Captures: Kourtney Marie Photography
Where to even start…
Over the past few months, I feel like I have written this post a thousand different ways in my mind and truly it will never be or explain things the way that I’ve been feeling them. But – for my posterity I will try and kick myself that I can’t express my emotions more eloquently – here goes.
As many of you know we have been trying this past year to have a baby. I couldn’t have been more ready to have another sweet little angel in our home and we both felt it was the right time. In May we experienced our 3rd miscarriage and I barely told anyone. All the fears and emotions came rushing back, flooding my mind with memories of when we were trying to get pregnant before Ryker. I felt this was going to be a long haul that I may not be as mentally prepared for as I would like. In August we lost our baby, again, and a part of my heart just died. My attachment to that baby came so quickly that I knew they would make it to be a special part of our family. I remember calling Cameron’s office probably sounding like a crazy person as I sobbed through tears that I needed to talk to him.

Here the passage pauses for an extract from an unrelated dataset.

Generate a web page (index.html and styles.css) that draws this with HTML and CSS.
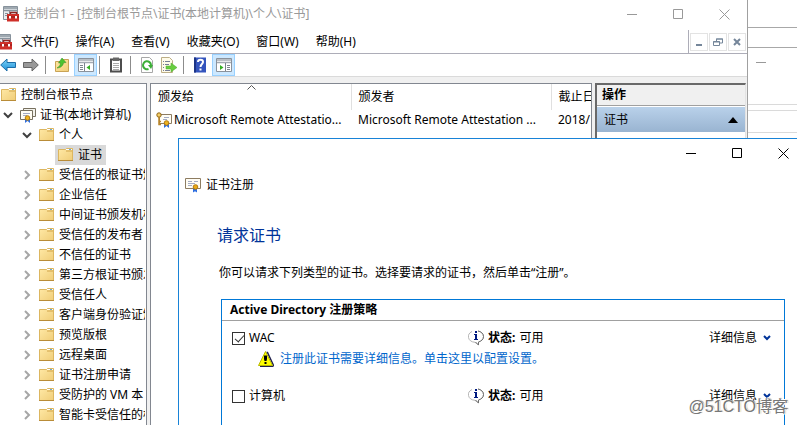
FILE: index.html
```
<!DOCTYPE html>
<html lang="zh-CN">

<head>
  <meta charset="UTF-8">
  <meta name="viewport" content="width=device-width, initial-scale=1.0">
  <title>控制台1</title>
  <link rel="stylesheet" href="styles.css">
</head>

<body>
  <!-- shared icons -->
  <svg class="defs" aria-hidden="true">
    <defs>
      <linearGradient id="gold" x1="0" y1="0" x2="1" y2="1">
        <stop offset="0" stop-color="#ffe9a6" />
        <stop offset="1" stop-color="#f0cd78" />
      </linearGradient>
      <linearGradient id="blue" x1="0" y1="0" x2="0" y2="1">
        <stop offset="0" stop-color="#7fd3f7" />
        <stop offset="1" stop-color="#1c8fd8" />
      </linearGradient>
      <symbol id="i-folder" viewBox="0 0 16 16">
        <path d="M.5 13.500v-11h7l1-1h6v12z" fill="url(#gold)" stroke="#dcb660" />
        <path d="M8 2.500h6" stroke="#fff" />
        <path d="M11 2.500h2" stroke="#6fa8c8" />
        <path d="M8 4h6" stroke="#d2a64c" />
        <path d="M0 13.500h15" stroke="#b98c38" />
      </symbol>
      <symbol id="i-mmc" viewBox="0 0 16 16">
        <path d="M.5.5h14v13H.5z" fill="#e8edf0" stroke="#87929c" />
        <path d="M1 2h13M1 4.500h13" stroke="#87929c" stroke-width="1.500" />
        <path d="M2 7.500h3M2 9.500h2M6.500 5v3" stroke="#87929c" />
        <path d="M7.500 8V6.500h6V8" fill="none" stroke="#8e2723" stroke-width="1.500" />
        <path d="M4 8h12v7.500H4z" fill="#cf2f29" />
        <path d="M4 11h12" stroke="#871a18" />
        <path d="M6 10h2v2.500H6zM12 10h2v2.500h-2z" fill="#fff" />
      </symbol>
      <symbol id="i-cert" viewBox="0 0 16 16">
        <path d="M.5 1.500h15v10H.5z" fill="#fffdf5" stroke="#8d7c61" />
        <path d="M3 4.500h4M9 4.500h4M3 6.500h7M3 8.500h4" stroke="#a3abc4" />
        <path d="M8 11v4.500l1.500-1 .500 0 .500 0 1.500 1V11z" fill="#2f6fe0" />
        <circle cx="10.500" cy="10" r="2.300" fill="#e9a916" stroke="#b37a10" />
      </symbol>
      <symbol id="i-certs" viewBox="0 0 16 16">
        <path d="M3.500 1.500h12v8h-12z" fill="#f3f2ec" stroke="#77705f" />
        <path d="M.5 3.500h12v9H.5z" fill="#fffdf5" stroke="#77705f" />
        <path d="M3 6.500h7M3 8.500h4" stroke="#a3abc4" />
        <path d="M5 11v5l2.500-2L10 16v-5z" fill="#2f6fe0" />
        <circle cx="7.500" cy="11" r="2.300" fill="#f0b41d" stroke="#b37a10" />
      </symbol>
      <symbol id="i-certkey" viewBox="0 0 16 16">
        <path d="M3.500 2.500h12v9h-12z" fill="#fffdf5" stroke="#8d7c61" />
        <path d="M8 5.500h5M7 7.500h4" stroke="#a3abc4" />
        <circle cx="3" cy="3" r="2.200" fill="#f6cf66" stroke="#8d641a" />
        <path d="M3 5v7.500h2M3 9.500h2" fill="none" stroke="#b98426" stroke-width="1.500" />
        <path d="M8 11v5l2.500-2 2.500 2v-5z" fill="#2f6fe0" />
        <circle cx="10.500" cy="11" r="2.300" fill="#f0b41d" stroke="#b37a10" />
      </symbol>
      <symbol id="i-arrow" viewBox="0 0 16 16">
        <path d="M.7 8L7 2v3.500h8.500v5H7V14z" />
      </symbol>
      <symbol id="i-open" viewBox="0 0 10 10">
        <path d="M1 3l4 4 4-4" fill="none" stroke="#404040" stroke-width="2" />
      </symbol>
      <symbol id="i-closed" viewBox="0 0 10 10">
        <path d="M3 1l4 4-4 4" fill="none" stroke="#a6a6a6" stroke-width="2" />
      </symbol>
      <symbol id="i-min" viewBox="0 0 11 11">
        <path d="M0 5.500h10" fill="none" stroke="currentColor" />
      </symbol>
      <symbol id="i-max" viewBox="0 0 11 11">
        <path d="M.5.5h9v9h-9z" fill="none" stroke="currentColor" />
      </symbol>
      <symbol id="i-close" viewBox="0 0 11 11">
        <path d="M.5.5l10 10M10.500.5l-10 10" fill="none" stroke="currentColor" />
      </symbol>
      <symbol id="i-info" viewBox="0 0 16 16">
        <path d="M4 1.500C1 3 0 5 .5 7.500c.5 3 3 4.500 6.500 4.800L10.500 15v-3c3-1 5-2.800 5-5.500S13 1.500 10 1" fill="#fff"
          stroke="#b4b4b4" />
        <path d="M10 1c3 .5 5.500 2.500 5.500 5.500s-2 4.500-5 5.500v3L7.500 12" fill="none" stroke="#707070" />
        <path d="M7 1h2v2H7zM6 4h3v5h1v1H6V9h1V5H6z" fill="#001a80" />
      </symbol>
      <symbol id="i-warn" viewBox="0 0 16 16">
        <path d="M8.500 1.500h1l6 13-1 1H2" fill="none" stroke="#22224d" stroke-width="1.500" />
        <path d="M7.500.5L.5 14.500h14z" fill="#ff0" stroke="#b8b800" />
        <path d="M6 4.500h3V8l-.5 2h-2L6 8zM6.500 11h2v2h-2z" fill="#000" />
      </symbol>
    </defs>
  </svg>

  <div class="desktop">
    <main class="console">
      <header class="titlebar">
        <svg class="icon"><use href="#i-mmc" /></svg>
        <span class="caption">控制台1 - [控制台根节点\证书(本地计算机)\个人\证书]</span>
        <div class="winbtns">
          <button aria-label="最小化"><svg><use href="#i-min" /></svg></button>
          <button aria-label="最大化"><svg><use href="#i-max" /></svg></button>
          <button aria-label="关闭"><svg><use href="#i-close" /></svg></button>
        </div>
      </header>

      <nav class="menubar">
        <svg class="icon"><use href="#i-mmc" /></svg>
        <button>文件(F)</button>
        <button>操作(A)</button>
        <button>查看(V)</button>
        <button>收藏夹(O)</button>
        <button>窗口(W)</button>
        <button>帮助(H)</button>
        <div class="mdi">
          <button aria-label="最小化"><svg viewBox="0 0 10 10"><path d="M2 8h6" stroke-width="2" /></svg></button>
          <button aria-label="还原"><svg viewBox="0 0 10 10"><path d="M3.500 4V2h6v4H7M3 2h7M.5 4.500h6v4h-6zM0 5h7" /></svg></button>
          <button aria-label="关闭"><svg viewBox="0 0 10 10"><path d="M2 2l6 6M8 2L2 8" stroke-width="2" /></svg></button>
        </div>
      </nav>

      <div class="toolbar">
        <button aria-label="后退"><svg class="icon back"><use href="#i-arrow" /></svg></button>
        <button aria-label="前进"><svg class="icon forward"><use href="#i-arrow" /></svg></button>
        <i class="sep"></i>
        <button aria-label="上移"><svg class="icon" viewBox="0 0 16 16">
            <path d="M1.500 14.500v-10h7l1-2h5v12z" fill="url(#gold)" stroke="#c9a355" />
            <path d="M3 11c2-1 3.500-3 3.500-5H4.500L8 1l4 4.500-2.500.3C9 9 6.500 11 3 11z" fill="#4cc32f" stroke="#2f8b20" stroke-width=".5" />
          </svg></button>
        <button class="on" aria-label="显示/隐藏控制台树"><svg class="icon" viewBox="0 0 16 16">
            <path d="M.5 1.500h15v13H.5z" fill="#fff" stroke="#8a929c" />
            <path d="M1 3h14M1 5.500h14" stroke="#a3aab3" stroke-width="1.500" />
            <path d="M6.500 6v8M2 8.500h3M2 10.500h3M2 12.500h3" stroke="#7b848e" />
            <path d="M12 8v5L8.500 10.500z" fill="#35ae24" />
          </svg></button>
        <i class="sep near"></i>
        <button aria-label="粘贴"><svg class="icon" viewBox="0 0 16 16">
            <path d="M3 2.500h10v12H3z" fill="#fff" stroke="#4d4d4d" stroke-width="2" />
            <path d="M5 .5h6V4H5z" fill="#666" />
            <path d="M5 6.500h6M5 8.500h6M5 10.500h6M5 12.500h6" stroke="#aaa" />
          </svg></button>
        <i class="sep"></i>
        <button aria-label="刷新"><svg class="icon" viewBox="0 0 16 16">
            <path d="M2.500.5h8l3 3v12h-11z" fill="#fff" stroke="#a7a7a7" />
            <path d="M9.500 12A4 4 0 1 1 12 8" fill="none" stroke="#3cae38" stroke-width="2" />
            <path d="M9 8h5l-2 4z" fill="#3cae38" />
          </svg></button>
        <button aria-label="导出列表"><svg class="icon" viewBox="0 0 16 16">
            <path d="M.5.5h8l3 3v12H.5z" fill="#fffbe9" stroke="#bcae86" />
            <path d="M2 4.500h1M4 4.500h5M2 7.500h1M4 7.500h4M2 10.500h1M2 13.500h1M4 13.500h5" stroke="#777f95" />
            <path d="M5 9h5V6l6 4.500L10 15v-3H5z" fill="#69ce40" stroke="#4da82c" stroke-width=".5" />
          </svg></button>
        <i class="sep"></i>
        <button aria-label="帮助"><svg class="icon" viewBox="0 0 16 16">
            <path d="M2 .5h12v15H2z" fill="#3454bd" />
            <path d="M2 .5h2v15H2z" fill="#1c3486" />
            <path d="M6 5c0-3 5-3 5 0 0 2-2.500 2-2.500 5M7.500 12.500h2" fill="none" stroke="#fff" stroke-width="2" />
          </svg></button>
        <button class="on" aria-label="显示/隐藏操作窗格"><svg class="icon" viewBox="0 0 16 16">
            <path d="M.5 1.500h15v13H.5z" fill="#fff" stroke="#8a929c" />
            <path d="M1 3h14M1 5.500h14" stroke="#a3aab3" stroke-width="1.500" />
            <path d="M9.500 6v8M11 8.500h3M11 10.500h3M11 12.500h3" stroke="#7b848e" />
            <path d="M4 8v5l3.500-2.500z" fill="#35ae24" />
          </svg></button>
      </div>

      <div class="panes">
        <ul class="tree">
          <li class="lvl0"><svg class="icon"><use href="#i-folder" /></svg>控制台根节点</li>
          <li class="lvl1"><svg class="twist"><use href="#i-open" /></svg><svg class="icon"><use href="#i-certs" /></svg>证书(本地计算机)</li>
          <li><svg class="twist"><use href="#i-open" /></svg><svg class="icon"><use href="#i-folder" /></svg>个人</li>
          <li class="lvl3"><span class="selected"><svg class="icon"><use href="#i-folder" /></svg>证书</span></li>
          <li><svg class="twist"><use href="#i-closed" /></svg><svg class="icon"><use href="#i-folder" /></svg>受信任的根证书颁</li>
          <li><svg class="twist"><use href="#i-closed" /></svg><svg class="icon"><use href="#i-folder" /></svg>企业信任</li>
          <li><svg class="twist"><use href="#i-closed" /></svg><svg class="icon"><use href="#i-folder" /></svg>中间证书颁发机构</li>
          <li><svg class="twist"><use href="#i-closed" /></svg><svg class="icon"><use href="#i-folder" /></svg>受信任的发布者</li>
          <li><svg class="twist"><use href="#i-closed" /></svg><svg class="icon"><use href="#i-folder" /></svg>不信任的证书</li>
          <li><svg class="twist"><use href="#i-closed" /></svg><svg class="icon"><use href="#i-folder" /></svg>第三方根证书颁发</li>
          <li><svg class="twist"><use href="#i-closed" /></svg><svg class="icon"><use href="#i-folder" /></svg>受信任人</li>
          <li><svg class="twist"><use href="#i-closed" /></svg><svg class="icon"><use href="#i-folder" /></svg>客户端身份验证颁</li>
          <li><svg class="twist"><use href="#i-closed" /></svg><svg class="icon"><use href="#i-folder" /></svg>预览版根</li>
          <li><svg class="twist"><use href="#i-closed" /></svg><svg class="icon"><use href="#i-folder" /></svg>远程桌面</li>
          <li><svg class="twist"><use href="#i-closed" /></svg><svg class="icon"><use href="#i-folder" /></svg>证书注册申请</li>
          <li><svg class="twist"><use href="#i-closed" /></svg><svg class="icon"><use href="#i-folder" /></svg>受防护的 VM 本</li>
          <li><svg class="twist"><use href="#i-closed" /></svg><svg class="icon"><use href="#i-folder" /></svg>智能卡受信任的根</li>
        </ul>

        <div class="list">
          <table>
            <thead>
              <tr>
                <th>颁发给<svg class="sort" viewBox="0 0 9 5"><path d="M.5 4.500l4-4 4 4" fill="none" stroke="#555" /></svg></th>
                <th>颁发者</th>
                <th class="date">截止日</th>
              </tr>
            </thead>
            <tbody>
              <tr>
                <td class="name"><svg class="icon"><use href="#i-certkey" /></svg>Microsoft Remote Attestatio...</td>
                <td>Microsoft Remote Attestation ...</td>
                <td class="date">2018/</td>
              </tr>
            </tbody>
          </table>
        </div>

        <aside class="actions">
          <h2>操作</h2>
          <button class="group">证书<svg viewBox="0 0 10 6"><path d="M5 0l5 6H0z" /></svg></button>
        </aside>
      </div>
    </main>

    <div class="behind">
      <div class="b-title"></div>
      <div class="b-bar"></div>
      <div class="b-tools"><svg><use href="#i-min" /></svg></div>
      <div class="b-gap"></div>
      <div class="b-row"></div>
    </div>
  </div>

  <section class="dialog">
    <div class="winbtns">
      <button aria-label="最小化"><svg><use href="#i-min" /></svg></button>
      <button aria-label="最大化"><svg><use href="#i-max" /></svg></button>
      <button aria-label="关闭"><svg><use href="#i-close" /></svg></button>
    </div>
    <div class="wizard"><svg class="icon"><use href="#i-cert" /></svg>证书注册</div>
    <div class="content">
      <h1>请求证书</h1>
      <p>你可以请求下列类型的证书。选择要请求的证书，然后单击“注册”。</p>
      <div class="policy">
        <h3>Active Directory 注册策略</h3>
        <div class="template">
          <label><input type="checkbox" checked>WAC</label>
          <div class="status"><svg class="icon"><use href="#i-info" /></svg><b>状态:</b> 可用</div>
          <button class="details">详细信息<svg viewBox="0 0 8 6"><path d="M1 1l3 3 3-3" /></svg></button>
        </div>
        <div class="notice"><svg class="icon"><use href="#i-warn" /></svg><a href="#">注册此证书需要详细信息。单击这里以配置设置。</a></div>
        <div class="template">
          <label><input type="checkbox">计算机</label>
          <div class="status"><svg class="icon"><use href="#i-info" /></svg><b>状态:</b> 可用</div>
          <button class="details">详细信息<svg viewBox="0 0 8 6"><path d="M1 1l3 3 3-3" /></svg></button>
        </div>
      </div>
    </div>
  </section>

  <div class="watermark">@51CTO博客</div>
</body>

</html>
```
FILE: styles.css
```
* {
  box-sizing: border-box;
  margin: 0;
  padding: 0;
}

body {
  position: relative;
  height: 100vh;
  overflow: hidden;
  background: #fff;
  color: #000;
  font: 12px/20px "Noto Sans", "Noto Sans CJK SC", sans-serif;
}

button {
  border: 0;
  background: none;
  color: inherit;
  font: inherit;
}

svg {
  display: block;
  flex: none;
}

.defs {
  position: absolute;
  width: 0;
  height: 0;
}

.icon {
  width: 16px;
  height: 16px;
}

.desktop {
  display: flex;
  height: 100%;
}

/* console window */
.console {
  flex: 1;
  min-width: 0;
  display: flex;
  flex-direction: column;
  background: #f0f0f0;
}

.titlebar {
  display: flex;
  align-items: center;
  height: 28px;
  padding-left: 3px;
  background: #fff;
  color: #999;
}

.caption {
  flex: 1;
  margin-left: 5px;
  white-space: nowrap;
}

.winbtns {
  display: flex;
}

.winbtns button {
  display: flex;
  align-items: center;
  justify-content: center;
  width: 46px;
  height: 28px;
}

.winbtns svg {
  width: 11px;
  height: 11px;
}

.menubar {
  display: flex;
  align-items: center;
  gap: 1px;
  height: 26px;
  padding-top: 2px;
  border-bottom: 1px solid #adadb8;
  background: #fff;
}

.menubar > .icon {
  margin-left: -4px;
}

.menubar > button {
  padding: 0 8px;
  white-space: nowrap;
}

.mdi {
  display: flex;
  align-items: center;
  gap: 1px;
  height: 23px;
  margin-left: auto;
  padding: 0 1px;
  border-left: 1px solid #adadb8;
}

.mdi button {
  display: flex;
  align-items: center;
  justify-content: center;
  width: 18px;
  height: 18px;
  border: 1px solid #e3e3e3;
}

.mdi svg {
  width: 10px;
  height: 10px;
  fill: none;
  stroke: #75869a;
}

.toolbar {
  display: flex;
  align-items: center;
  height: 23px;
  border-bottom: 1px solid #dadada;
  background: #fff;
}

.toolbar button {
  display: flex;
  align-items: center;
  justify-content: center;
  width: 22px;
  height: 22px;
}

.toolbar button:first-child {
  width: 20px;
  padding-right: 4px;
}

.toolbar .on {
  width: 23px;
  margin-left: 1px;
  border: 1px solid #99d1ff;
  background: #cce8ff;
}

.sep {
  width: 1px;
  height: 18px;
  margin: 0 5px 0 3px;
  background: #8c8c8c;
}

.sep.near {
  margin-left: 2px;
}

.back {
  fill: url(#blue);
  stroke: #1d6da8;
}

.forward {
  fill: #999;
  stroke: #666;
  transform: scaleX(-1);
}

.panes {
  flex: 1;
  min-height: 0;
  display: flex;
  gap: 3px;
  padding: 6px 1px 0 0;
}

.tree {
  width: 147px;
  padding-top: 1px;
  border: solid #828790;
  border-width: 1px 1px 0 0;
  background: #fff;
  overflow: hidden;
  list-style: none;
}

.tree li {
  display: flex;
  align-items: center;
  width: 145px;
  height: 20px;
  padding-left: 22px;
  overflow: hidden;
  white-space: nowrap;
}

.tree .icon {
  margin-right: 4px;
}

.twist {
  width: 10px;
  height: 10px;
  margin-right: 7px;
}

.tree .lvl0 {
  padding-left: 1px;
}

.tree .lvl1 {
  padding-left: 3px;
}

.tree .lvl3 {
  padding-left: 55px;
}

.selected {
  display: flex;
  align-items: center;
  height: 20px;
  padding: 0 4px 0 3px;
  background: #d9d9d9;
}

.list {
  flex: 1;
  min-width: 0;
  border: solid #828790;
  border-width: 1px 1px 0;
  background: #fff;
  overflow: hidden;
}

.list table {
  width: 100%;
  border-collapse: collapse;
  table-layout: fixed;
}

.list th {
  position: relative;
  height: 26px;
  padding-left: 7px;
  border-right: 1px solid #e0e0e0;
  font-weight: normal;
  text-align: left;
}

.list td {
  height: 20px;
  padding-left: 7px;
  white-space: nowrap;
}

.list .name {
  display: flex;
  align-items: center;
  gap: 2px;
  padding-left: 5px;
}

.list .date {
  width: 40px;
  border: 0;
  overflow: hidden;
  white-space: nowrap;
}

.sort {
  position: absolute;
  top: 1px;
  left: 48%;
  width: 9px;
  height: 5px;
}

.actions {
  width: 151px;
  border: solid #696969;
  border-width: 2px 0 0 2px;
  border-right: 1px solid #e3e3e3;
  background: #fff;
}

.actions h2 {
  height: 21px;
  padding-left: 5px;
  border-bottom: 1px solid #a0a0a0;
  background: #f0f0f0;
  font-size: 12px;
  line-height: 20px;
}

.group {
  display: flex;
  align-items: center;
  justify-content: space-between;
  width: 100%;
  height: 25px;
  margin-top: 1px;
  padding: 0 7px;
  background: linear-gradient(#b9d1ea, #99b4d1);
}

.group svg {
  width: 10px;
  height: 6px;
}

/* window at the back */
.behind {
  width: 50px;
  border-left: 1px solid #a0a0a0;
  background: #fff;
}

.b-title {
  height: 28px;
  border-bottom: 1px solid #a8a8a8;
}

.b-bar {
  height: 20px;
  border-bottom: 1px solid #a8a8a8;
}

.b-tools {
  height: 57px;
  padding: 9px 8px;
  border-bottom: 1px solid #dadada;
  color: #999;
}

.b-tools svg {
  width: 11px;
  height: 11px;
}

.b-gap {
  height: 6px;
  border-bottom: 1px solid #dadada;
}

.b-row {
  height: 22px;
  border-bottom: 1px solid #dadada;
}

/* certificate enrollment, floats over the console */
.dialog {
  position: absolute;
  top: 138px;
  right: 0;
  bottom: 0;
  left: 178px;
  border: solid #1883d7;
  border-width: 1px 0 0 1px;
  background: #fff;
  overflow: hidden;
}

.dialog .winbtns {
  justify-content: flex-end;
  margin-right: -9px;
}

.wizard {
  display: flex;
  align-items: center;
  gap: 5px;
  padding: 8px 6px;
}

.content {
  padding: 20px 12px 0 42px;
}

h1 {
  padding-bottom: 16px;
  margin-left: -4px;
  color: #039;
  font-size: 16px;
  font-weight: normal;
  line-height: 24px;
}

.content p {
  margin-left: -2px;
  padding-bottom: 16px;
}

.policy {
  height: 200px;
  border: 1px solid #0078d7;
}

.policy h3 {
  padding-left: 8px;
  border-bottom: 1px solid #a0a0a0;
  font-size: 12px;
  line-height: 20px;
}

.template {
  display: grid;
  grid-template-columns: 236px 1fr auto;
  align-items: center;
  padding: 7px 13px 0 10px;
}

.template label,
.status,
.notice {
  display: flex;
  align-items: center;
  gap: 4px;
}

.template input {
  appearance: none;
  position: relative;
  width: 13px;
  height: 13px;
  border: 1px solid #333;
  background: #fff;
}

.template input:checked::after {
  content: "";
  position: absolute;
  top: 0;
  left: 4px;
  width: 4px;
  height: 8px;
  border: solid #333;
  border-width: 0 1px 1px 0;
  transform: rotate(42deg);
}

.details {
  display: flex;
  align-items: center;
  gap: 6px;
}

.details svg {
  width: 8px;
  height: 6px;
  fill: none;
  stroke: #039;
  stroke-width: 2;
}

.notice {
  gap: 6px;
  padding: 1px 0 10px 36px;
}

.notice a {
  color: #06c;
  text-decoration: none;
}

.watermark {
  position: absolute;
  right: 9px;
  bottom: 8px;
  color: #777;
  font: 16px/20px "Liberation Sans", "Noto Sans CJK SC", sans-serif;
  text-shadow: 1px 1px 0 #fff, -1px -1px 0 #fff, 1px 0 1px #888;
}
```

Every day we talked through the pain. Cam is my rock. He listens to my same worries and concerns, over and over and over, just phrased in different ways, always supporting me and helping me to feel loved. We ultimately decided that growing our family was something we would hold off on for now. Long story short, I was pregnant the next month, scared out of my mind that I would literally fall to pieces if we lost another baby. The feeling is unattainable unless you have been there yourself and I truly hate saying that – making people feel excluded but it’s true. It’s horrific; I wish it upon no one.
Scared. Happy. Depressed. Angry. Excited. Worried. Anxious. Hopeful.
Google-ing. Crying. Planning. Praying. Praying. Praying…
I would give almost anything to keep this baby healthy but I am still deeply mourning my baby we just lost. Ever single thing I feel in my body, every emotion was heightened. I was on edge just waiting for it to happen.
Immediately, as in the day we found out, I was put on enough medication and hormones to serve several women. I knew what was coming because we did the same regimen with Ry, but man am I sick. Like, my nurses call me to pep talk me each week sick.
If you saw me out and during October and November it was a rare ‘nauseous’ unicorn sighting and I probably looked sick or like I didn’t want to be there. Because I was and I didn’t.
I have only ever known one person more sick than I have been and I truly believe she is a super woman for going through those struggles to have her babies. I look up to her strength and told myself each morning when I woke up, ‘she did this and so can you’
We had 3 ultrasounds in the first 11 weeks. A large hemorrhage was found on our first scan meaning we needed to double up on medication and I would be on bed rest for the next 4 weeks with strict instructions not to work or lift Ryker. Yeah, okay try explaining to your miniature shadow that you can’t pick him up. That went well….
The first real time I left my house besides doctor appointments was to take out trip to Samoa the last week in November and God was with me on that trip. Cam and I needed that time. Desperately. We needed sun and happiness and to friggin get outta the house. It really was a turning point for me mentally in the pregnancy and I think that was a big reason I felt prompted to go.
Together and separately we prayed for miracles to keep our family running and our baby growing. The out pouring of love and service from our families was the biggest answer. My dad spending a week and half running my home will always be ingrained into my heart. Forever grateful. Forever, grateful.
It’s hard for me to want to announce this pregnancy, honestly, because that little dark anxiety cloud tells me I’m jinxing it. But faith over fear, right? We are excited, please don’t for a second misunderstand that fact but we have had more set backs upon recent scans. We have answers but it still brings up a lot of worry and concerns for delivery.
And I still feel a big hole for my little angel babies.
They were each real. They were each ours. Forever and always. As I have said before, “once you are real you can’t become unreal”
Now you have a little sneak peek into our life the past while. We are just about halfway and feel beyond blessed for each day we have. We know our sweet little loves gender and can’t wait to share the news with y’all soon. Thank you for your continued prayers and love.